- [Stated exercise]
Filter the data for lines with the word "components", then copy every line so identified.

- [Records]

◇ ◇ ◇ ◇ ◇ ◇ ◇

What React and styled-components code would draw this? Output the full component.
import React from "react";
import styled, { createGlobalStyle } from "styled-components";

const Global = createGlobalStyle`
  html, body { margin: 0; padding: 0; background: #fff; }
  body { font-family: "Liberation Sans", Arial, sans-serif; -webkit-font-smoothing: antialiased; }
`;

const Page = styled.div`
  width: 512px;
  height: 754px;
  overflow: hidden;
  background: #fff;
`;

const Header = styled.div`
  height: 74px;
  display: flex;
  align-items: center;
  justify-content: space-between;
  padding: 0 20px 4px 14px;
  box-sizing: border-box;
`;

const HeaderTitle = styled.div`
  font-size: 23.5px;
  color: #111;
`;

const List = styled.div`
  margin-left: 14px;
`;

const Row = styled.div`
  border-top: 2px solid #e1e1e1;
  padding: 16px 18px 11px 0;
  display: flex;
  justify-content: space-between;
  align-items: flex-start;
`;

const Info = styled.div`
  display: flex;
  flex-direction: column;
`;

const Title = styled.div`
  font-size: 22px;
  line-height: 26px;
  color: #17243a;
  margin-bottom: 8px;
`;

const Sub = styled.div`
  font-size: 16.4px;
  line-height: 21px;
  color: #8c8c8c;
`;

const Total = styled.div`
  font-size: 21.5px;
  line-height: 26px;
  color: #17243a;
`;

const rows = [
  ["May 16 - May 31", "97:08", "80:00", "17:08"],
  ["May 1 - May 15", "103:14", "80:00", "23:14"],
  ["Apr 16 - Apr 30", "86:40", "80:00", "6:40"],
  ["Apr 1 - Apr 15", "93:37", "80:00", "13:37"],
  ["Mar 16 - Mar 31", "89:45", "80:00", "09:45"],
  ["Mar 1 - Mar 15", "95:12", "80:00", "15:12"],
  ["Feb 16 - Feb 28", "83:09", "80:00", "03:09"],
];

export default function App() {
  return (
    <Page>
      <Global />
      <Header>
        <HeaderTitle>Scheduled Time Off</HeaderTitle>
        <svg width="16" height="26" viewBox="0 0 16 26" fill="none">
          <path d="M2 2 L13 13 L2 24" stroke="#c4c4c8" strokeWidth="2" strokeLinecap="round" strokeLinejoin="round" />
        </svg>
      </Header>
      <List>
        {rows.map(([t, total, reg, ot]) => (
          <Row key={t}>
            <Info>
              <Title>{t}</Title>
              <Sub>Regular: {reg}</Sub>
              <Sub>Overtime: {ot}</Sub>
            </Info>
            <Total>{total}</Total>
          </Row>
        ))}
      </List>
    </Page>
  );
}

◇ ◇ ◇ ◇ ◇ ◇ ◇

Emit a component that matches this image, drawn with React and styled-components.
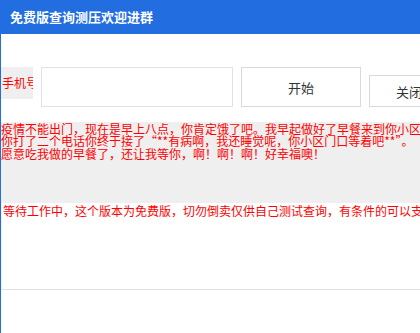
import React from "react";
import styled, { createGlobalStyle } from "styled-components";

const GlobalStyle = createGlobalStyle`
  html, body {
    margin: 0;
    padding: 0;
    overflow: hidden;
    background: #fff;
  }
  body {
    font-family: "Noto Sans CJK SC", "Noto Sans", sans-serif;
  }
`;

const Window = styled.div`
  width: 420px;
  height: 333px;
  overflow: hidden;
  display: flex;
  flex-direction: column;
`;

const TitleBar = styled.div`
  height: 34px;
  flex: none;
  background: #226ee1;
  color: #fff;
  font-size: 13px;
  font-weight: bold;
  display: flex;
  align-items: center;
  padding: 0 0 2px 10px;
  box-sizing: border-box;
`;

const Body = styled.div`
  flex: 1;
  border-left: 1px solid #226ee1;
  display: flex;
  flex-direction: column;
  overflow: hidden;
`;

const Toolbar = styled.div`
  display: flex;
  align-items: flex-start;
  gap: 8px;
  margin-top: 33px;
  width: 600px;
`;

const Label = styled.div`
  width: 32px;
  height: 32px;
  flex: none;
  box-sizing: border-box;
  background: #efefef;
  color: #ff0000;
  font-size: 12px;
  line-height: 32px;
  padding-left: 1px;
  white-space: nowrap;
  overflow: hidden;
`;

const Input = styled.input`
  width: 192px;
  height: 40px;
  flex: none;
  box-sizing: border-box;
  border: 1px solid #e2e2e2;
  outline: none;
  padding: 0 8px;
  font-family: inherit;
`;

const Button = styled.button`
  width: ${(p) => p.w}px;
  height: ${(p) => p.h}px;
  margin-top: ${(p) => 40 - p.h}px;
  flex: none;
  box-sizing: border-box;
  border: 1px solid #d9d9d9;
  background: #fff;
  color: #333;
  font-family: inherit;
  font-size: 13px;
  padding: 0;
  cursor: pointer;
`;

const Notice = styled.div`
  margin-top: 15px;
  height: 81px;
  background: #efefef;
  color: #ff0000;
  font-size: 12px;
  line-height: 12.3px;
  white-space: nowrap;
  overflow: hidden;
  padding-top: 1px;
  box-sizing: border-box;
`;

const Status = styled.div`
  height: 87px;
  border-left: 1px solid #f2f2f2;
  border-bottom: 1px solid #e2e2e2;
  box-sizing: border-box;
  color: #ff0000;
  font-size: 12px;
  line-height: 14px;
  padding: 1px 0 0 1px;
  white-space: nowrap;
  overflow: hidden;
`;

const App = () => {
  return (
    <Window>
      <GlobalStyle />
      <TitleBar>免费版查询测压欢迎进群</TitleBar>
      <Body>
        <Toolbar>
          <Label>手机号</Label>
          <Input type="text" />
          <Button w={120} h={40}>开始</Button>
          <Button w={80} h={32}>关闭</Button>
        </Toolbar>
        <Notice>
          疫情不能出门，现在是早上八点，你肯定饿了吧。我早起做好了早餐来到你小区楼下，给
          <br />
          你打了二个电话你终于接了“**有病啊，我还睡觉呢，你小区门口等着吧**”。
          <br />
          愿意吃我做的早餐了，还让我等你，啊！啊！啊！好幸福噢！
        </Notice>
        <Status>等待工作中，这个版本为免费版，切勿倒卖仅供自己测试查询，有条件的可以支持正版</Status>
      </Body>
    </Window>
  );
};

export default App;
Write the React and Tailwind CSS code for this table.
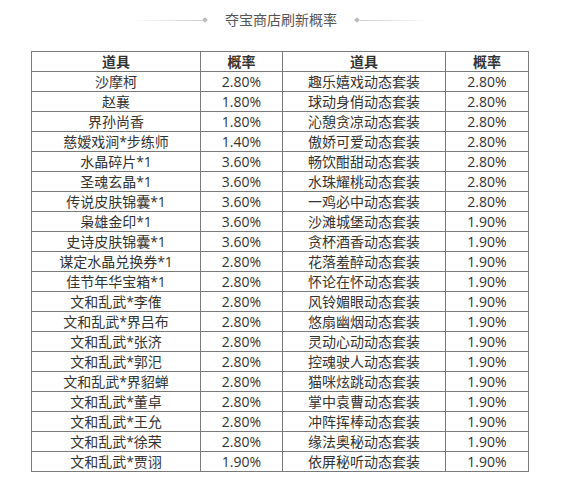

◇ ◇ ◇ ◇ ◇ ◇ ◇

- [Result of this task]
What React and styled-components code would draw this? Output the full component.
import styled, { createGlobalStyle } from "styled-components";
Emit a component that matches this image, drawn with React and styled-components.
import styled, { createGlobalStyle } from "styled-components";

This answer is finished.